46 A la maison

La nuit fut tranquille pour moi. J’ai très bien dormi. Je te savais tout près de moi, et puis ton père, qui a un sommeil très léger, veillait sur toi. Alors, s’il y avait eu quoi que ce soit, il m’aurait réveillé. Cette nuit fut très réparatrice pour moi. Finis les dérangements incessants des infirmières dans la chambre tous les quarts d’heure. Le calme après la tempête. Et puis, c’est un nouveau rythme à prendre. Les infirmières qui sont au nombre de deux arrivent vers 9h pour faire ta toilette et changer toutes les perfusions. Tu n’es plus nourri depuis vendredi, tu perds énormément de poids. Les médecins disent que te nourrir, nourrit aussi la tumeur. Mais on ne peut pas te laisser dépérir de faim. En fait, les médecins ne pensaient pas que tu résisterais aussi longtemps. Mais voilà, tu es toujours là, bien présent, avec nous. Tu n’es pas décidé à nous quitter. Non, tu en as décidé autrement. Alors, il faut que nous prenions les mesures qui s’imposent. Mais avant d’avoir enfin les produits qui conviennent, au vue de ton âge, et du fait qu’il faut les passer par le port-à-cath, il faudra encore patienter quelques jours. C’est vrai que ce n’est pas évident les soins à la maison. Il faut tout gérer, tout surveiller. On est un peu à l’abandon, mais c’est un choix et nous ne l’avons jamais regretté. Au début, étant épuisée, j’ai demandé aux infirmières de prendre le relais pour la toilette mais rapidement, j’ai constaté que les gestes d’une maman sont irremplaçables. Alors j’ai pris sur moi, tu avais l’air si fragile, que je n’osais te toucher. Et puis rapidement, tout s’est remis en place et je retrouvais ma place. Et toi, tu as su à ta manière me le faire comprendre. Ton père aussi participait. C’est lui qui s’occupait du brossage des dents et du coiffage quotidien. Cela te faisait un bien fou, toi qui avais toujours aimé être propre et beau.

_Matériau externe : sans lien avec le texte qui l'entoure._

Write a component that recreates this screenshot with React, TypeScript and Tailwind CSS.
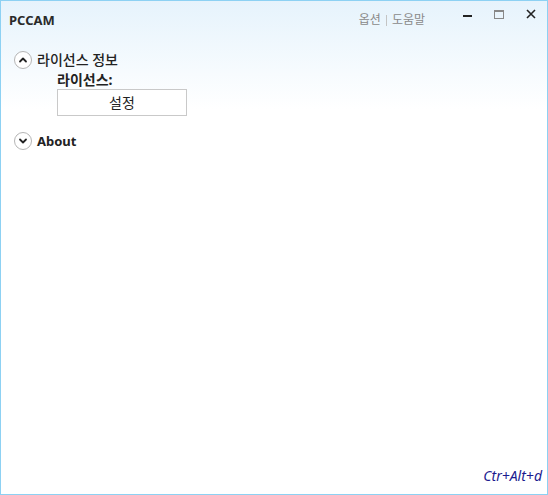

Et les jours passèrent ainsi, il y avait le rituel du matin et celui du soir. Puis nos amis ont tous répondu présent dès notre retour. Un défilé a commencé pour nous relayer auprès de toi, te raconter des histoires, mais pas n’importe lesquelles. On piochait dans ta bibliothèque, et je choisissais tes préférées. La collection des "Monsieur et Madame" et puis bien d’autres encore, comme Winnie l’ourson ou Petit Ours Brun. Eh oui, même à ton age (8 ans et demi), tu t’intéressais encore à tous ces personnages. Peut-être que c’était une façon pour toi de te raccrocher à cette époque, où la maladie n’avait pas encore fait son apparition, où tout était tranquille.